As of August 16, Boeing Co. (NYSE: BA) has taken net orders totaling 38 for its four wide-body jets: the 747, 767, 777 and 787. The company guided full-year orders for all its commercial planes at 535 and wide-body orders totaling 215. To date, the company has booked 335 orders, of which 297 are for the narrow-body 737.
With just over a quarter of the year remaining, Boeing has taken orders for less than 20% of the wide-body planes it has forecast. The company has begun walking back its planned increase of 787 production, currently 12 per month, to 14 per month by the end of the decade. In Boeing’s conference call discussing second-quarter results, CEO Dennis Muilenburg said:
Our principle here is to keep wide body supply and demand in balance. And we’re confident in the 787 program across that span of scenarios, and we’re going to continue to work campaigns to fill out to the 14 a month rate step-up, and we’ll evaluate timelines and decisions around that.
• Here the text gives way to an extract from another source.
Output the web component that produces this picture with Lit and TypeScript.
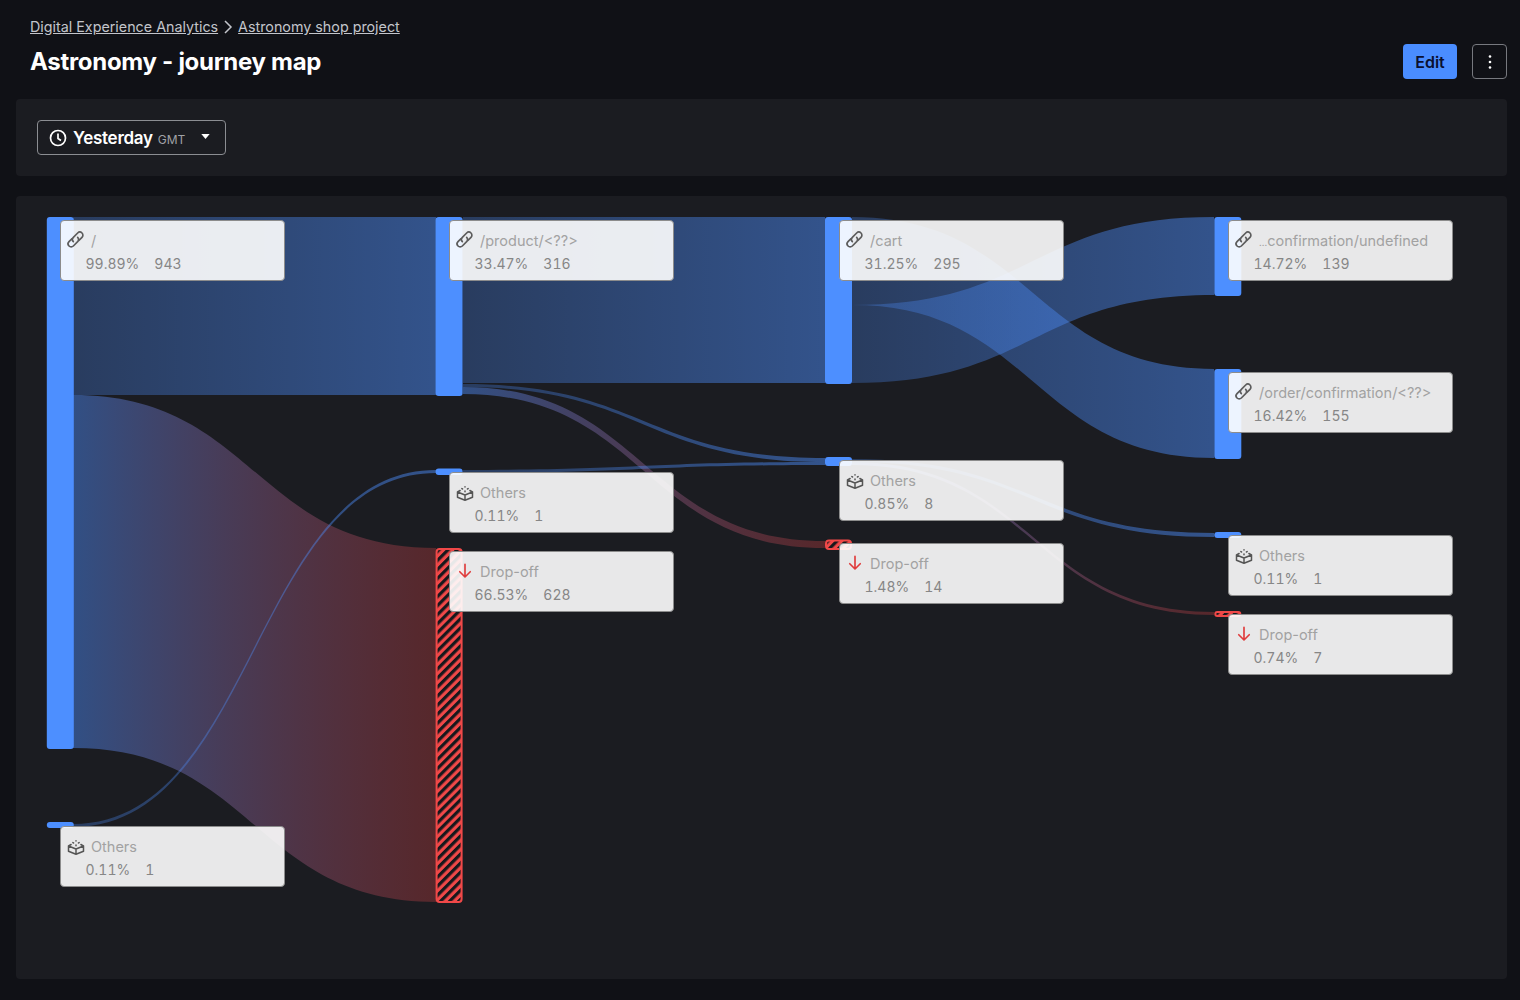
import { LitElement, html, css, svg } from "lit";
import { customElement } from "lit/decorators.js";

type Kind = "link" | "box" | "drop";
interface Card { x: number; y: number; kind: Kind; label: string; pct: string; count: string; }
interface Bar { x: number; y0: number; y1: number; hatch?: boolean; }

const CARDS: Card[] = [
  { x: 60, y: 221, kind: "link", label: "/", pct: "99.89%", count: "943" },
  { x: 449, y: 221, kind: "link", label: "/product/<??>", pct: "33.47%", count: "316" },
  { x: 839, y: 221, kind: "link", label: "/cart", pct: "31.25%", count: "295" },
  { x: 1228, y: 221, kind: "link", label: "…confirmation/undefined", pct: "14.72%", count: "139" },
  { x: 1228, y: 373, kind: "link", label: "/order/confirmation/<??>", pct: "16.42%", count: "155" },
  { x: 449, y: 473, kind: "box", label: "Others", pct: "0.11%", count: "1" },
  { x: 449, y: 552, kind: "drop", label: "Drop-off", pct: "66.53%", count: "628" },
  { x: 839, y: 461, kind: "box", label: "Others", pct: "0.85%", count: "8" },
  { x: 839, y: 544, kind: "drop", label: "Drop-off", pct: "1.48%", count: "14" },
  { x: 1228, y: 536, kind: "box", label: "Others", pct: "0.11%", count: "1" },
  { x: 1228, y: 615, kind: "drop", label: "Drop-off", pct: "0.74%", count: "7" },
  { x: 60, y: 827, kind: "box", label: "Others", pct: "0.11%", count: "1" },
];

const BARS: Bar[] = [
  { x: 46.8, y0: 217, y1: 749 },
  { x: 46.8, y0: 822, y1: 828 },
  { x: 435.6, y0: 217, y1: 396 },
  { x: 435.6, y0: 468.5, y1: 475 },
  { x: 435.6, y0: 548, y1: 903, hatch: true },
  { x: 825, y0: 217, y1: 384 },
  { x: 825, y0: 457, y1: 466 },
  { x: 825, y0: 539.5, y1: 550, hatch: true },
  { x: 1214.3, y0: 217, y1: 296 },
  { x: 1214.3, y0: 369, y1: 459 },
  { x: 1214.3, y0: 532, y1: 538 },
  { x: 1214.3, y0: 611, y1: 617, hatch: true },
];

// x0, top0, bot0, x1, top1, bot1, paint
const LINKS: [number, number, number, number, number, number, string][] = [
  [73, 217, 395, 436, 217, 395, "blue"],
  [73, 395, 748, 436, 548, 902, "mix"],
  [73, 824, 827, 436, 470, 473, "blue"],
  [463, 217, 383, 825, 217, 383, "blue"],
  [463, 384, 387, 825, 458, 462, "blue"],
  [463, 387, 394, 825, 541, 548, "mix"],
  [463, 470, 473, 825, 462, 465, "blue"],
  [852, 305, 383, 1214, 217, 295, "blue"],
  [852, 217, 305, 1214, 369, 458, "blue"],
  [852, 459, 462, 1214, 533, 537, "blue"],
  [852, 462, 465, 1214, 612, 615, "mix"],
];

const linkPath = ([x0, a0, b0, x1, a1, b1]: (typeof LINKS)[number]) => {
  const m = (x0 + x1) / 2;
  return `M${x0} ${a0}C${m} ${a0} ${m} ${a1} ${x1} ${a1}L${x1} ${b1}C${m} ${b1} ${m} ${b0} ${x0} ${b0}Z`;
};

const ICONS = {
  link: svg`<g transform="rotate(-45 12 12)"><path d="M10 8.500H5a3.500 3.500 0 0 0 0 7h7a3.500 3.500 0 0 0 3.500-3.500"/><path d="M14 15.500h5a3.500 3.500 0 0 0 0-7h-7a3.500 3.500 0 0 0-3.500 3.500"/></g>`,
  box: svg`<path d="M2 12v7l10 4 10-4v-7l-10 4zM12 16v7M2 12l3.500-2M22 12l-3.500-2"/><path d="M12 5v.2M7.800 7.500l1 .5M16.200 7.500l-1 .5M12 10.500v1"/>`,
  drop: svg`<path d="M12 3v17M5 13l7 7 7-7"/>`,
};

@customElement("app-root")
export class AppRoot extends LitElement {
  static styles = css`
    :host { display: block; background: #101116; min-height: 1000px; color: #fff; font-family: Inter, "Noto Sans", sans-serif; }
    .page { display: flex; flex-direction: column; gap: 20px; padding: 0 13px 21px 16px; }
    .head { display: flex; justify-content: space-between; align-items: flex-end; height: 79px; padding-left: 14px; }
    .titles { display: flex; flex-direction: column; gap: 9px; padding-bottom: 1px; }
    .crumbs { display: flex; align-items: center; gap: 4px; font-size: 14.3px; line-height: 20px; color: #c3c5cb; }
    .crumbs span { text-decoration: underline; }
    .crumbs svg { width: 12px; height: 16px; fill: none; stroke: #c3c5cb; stroke-width: 1.5; }
    h1 { margin: 0; font-size: 24px; line-height: 32px; font-weight: 700; letter-spacing: -0.3px; color: #fff; }
    .actions { display: flex; gap: 15px; }
    .edit, .more { height: 35px; box-sizing: border-box; border-radius: 4px; display: flex; align-items: center; justify-content: center; font: inherit; }
    .edit { width: 54px; border: 0; background: #4a8dff; color: #0a1030; font-size: 16px; font-weight: 600; }
    .more { width: 35px; background: transparent; border: 1px solid #77797f; padding: 0; }
    .more svg { width: 4px; height: 16px; fill: #fff; }
    .panel { background: #1b1c21; border-radius: 4px; }
    .toolbar { height: 77px; box-sizing: border-box; padding: 21px; }
    .range { width: 189px; height: 35px; box-sizing: border-box; display: flex; align-items: center; padding: 0 11px; border: 1px solid #8b8d92; border-radius: 4px; background: transparent; color: #fff; font: inherit; }
    .range .clock { width: 18px; height: 18px; fill: none; stroke: #fff; stroke-width: 1.7; margin-right: 6px; flex: none; }
    .range b { font-size: 17px; font-weight: 600; letter-spacing: -0.27px; }
    .range small { font-size: 12px; color: #a0a2a7; margin: 3px 0 0 5px; }
    .range .caret { width: 9px; height: 5px; fill: #fff; margin: -3px 4px 0 auto; }
    .chart { position: relative; height: 783px; overflow: hidden; }
    .chart > svg { display: block; width: 1491px; height: 783px; }
    .card { position: absolute; width: 225px; height: 61px; box-sizing: border-box; border: 1px solid #8c8c8c; border-radius: 4px; background: rgba(255,255,255,.9); }
    .card svg { position: absolute; left: 6px; top: 10px; width: 18px; height: 18px; fill: none; stroke: #555; stroke-width: 2; stroke-linecap: round; stroke-linejoin: round; }
    .card svg.link { left: 4px; top: 7.5px; width: 21px; height: 21px; stroke-width: 1.9; stroke: #5c5c5c; }
    .card svg.drop { stroke: #e03c3c; stroke-width: 2.2; }
    .label { position: absolute; left: 30px; right: 4px; top: 10px; font-size: 14.5px; line-height: 20px; color: #a2a2a2; white-space: nowrap; overflow: hidden; }
    .ell { font-size: 9.5px; }
    .stats { position: absolute; left: 24.5px; top: 33px; display: flex; gap: 15px; font-size: 14px; line-height: 20px; color: #868686; font-variant-numeric: tabular-nums; }
  `;

  private card(c: Card) {
    const ell = c.label.startsWith("…");
    return html`<div class="card" style="left:${c.x - 16}px;top:${c.y - 197}px">
      <svg class=${c.kind} viewBox="0 0 24 24">${ICONS[c.kind]}</svg>
      <div class="label">${ell ? html`<span class="ell">…</span>${c.label.slice(1)}` : c.label}</div>
      <div class="stats"><span>${c.pct}</span><span>${c.count}</span></div>
    </div>`;
  }

  render() {
    return html`<div class="page">
      <header class="head">
        <div class="titles">
          <nav class="crumbs"><span>Digital Experience Analytics</span>
            <svg viewBox="0 0 12 16"><path d="M3 2l6 6-6 6"/></svg>
            <span>Astronomy shop project</span></nav>
          <h1>Astronomy - journey map</h1>
        </div>
        <div class="actions">
          <button class="edit">Edit</button>
          <button class="more"><svg viewBox="0 0 4 16"><circle cx="2" cy="2.500" r="1.300"/><circle cx="2" cy="8" r="1.300"/><circle cx="2" cy="13.500" r="1.300"/></svg></button>
        </div>
      </header>
      <section class="panel toolbar">
        <button class="range">
          <svg class="clock" viewBox="0 0 18 18"><circle cx="9" cy="9" r="7.500"/><path d="M9 4.500V9.500l3 2"/></svg>
          <b>Yesterday</b><small>GMT</small>
          <svg class="caret" viewBox="0 0 10 6"><path d="M0 0h10L5 6z"/></svg>
        </button>
      </section>
      <section class="panel chart">
        <svg viewBox="16 196 1491 783">
          <defs>
            <linearGradient id="blue0" x1="0" x2="1" y1="0" y2="0">
              <stop offset="0" stop-color="#4d8fff" stop-opacity=".28"/>
              <stop offset="1" stop-color="#4d8fff" stop-opacity=".48"/>
            </linearGradient>
            <linearGradient id="mix0" x1="0" x2="1" y1="0" y2="0">
              <stop offset="0" stop-color="#4d8fff" stop-opacity=".45"/>
              <stop offset="1" stop-color="#f04545" stop-opacity=".28"/>
            </linearGradient>
            <pattern id="hatch" width="6.400" height="6.400" patternUnits="userSpaceOnUse" patternTransform="rotate(45)">
              <rect width="6.400" height="6.400" fill="#f04848"/>
              <rect width="3.200" height="6.400" fill="#17181c"/>
            </pattern>
          </defs>
          ${LINKS.map((l) => svg`<path d=${linkPath(l)} fill=${l[6] === "mix" ? "url(#mix0)" : "url(#blue0)"}/>`)}
          ${BARS.map((b) =>
            b.hatch
              ? svg`<rect x=${b.x + 1} y=${b.y0 + 1} width="25" height=${b.y1 - b.y0 - 2} rx=${Math.min(3, (b.y1 - b.y0 - 2) / 2)} fill="url(#hatch)" stroke="#f04848" stroke-width="2"/>`
              : svg`<rect x=${b.x} y=${b.y0} width="27" height=${b.y1 - b.y0} rx=${Math.min(3, (b.y1 - b.y0) / 2)} fill="#4d8fff"/>`
          )}
        </svg>
        ${CARDS.map((c) => this.card(c))}
      </section>
    </div>`;
  }
}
But you can be very confident that whatever we decide, we’re going to keep supply and demand in balance.
In what may be an even more important decision, the company is now planning to reduce production of the current model 777 from 8.3 per month to 7.0 per month early next year, with an eye to reducing the rate to 5.5 per month in 2018. The 777 Classic, as it’s called, is a bridge to production of the new 777X, which is due for production in 2020. Last month the president of the company’s commercial division said that orders for the 777 Classic are “pretty solid” through the third quarter of 2017. According to Aviation Week, 777 production is about 55% sold for 2018 and 30% sold for 2019.
Boeing’s chief financial officer told a conference audience earlier this month that over the next couple of months the company will have more insight into orders for the 777 Classic, “We’ll either solidify those orders and be able to [match the bridge plan], or we’ll modify the production rate, at least through that bridge.”
Through August 16, Boeing’s backlog of orders totaled 5,697 commercial jets, of which 4,404 are orders for the 737. The 777 backlog is 476, including both the Classic and the 777X, of which just 170 are orders for the Classic. At a production rate of seven per month that backlog will last two years, but that leaves Boeing with no backlog until the 777X is in production. The company has admitted it needs 40 to 50 new orders per year for the 777 in order to bridge the production gap between the new and old versions of the plane. So far this year it has taken eight new orders.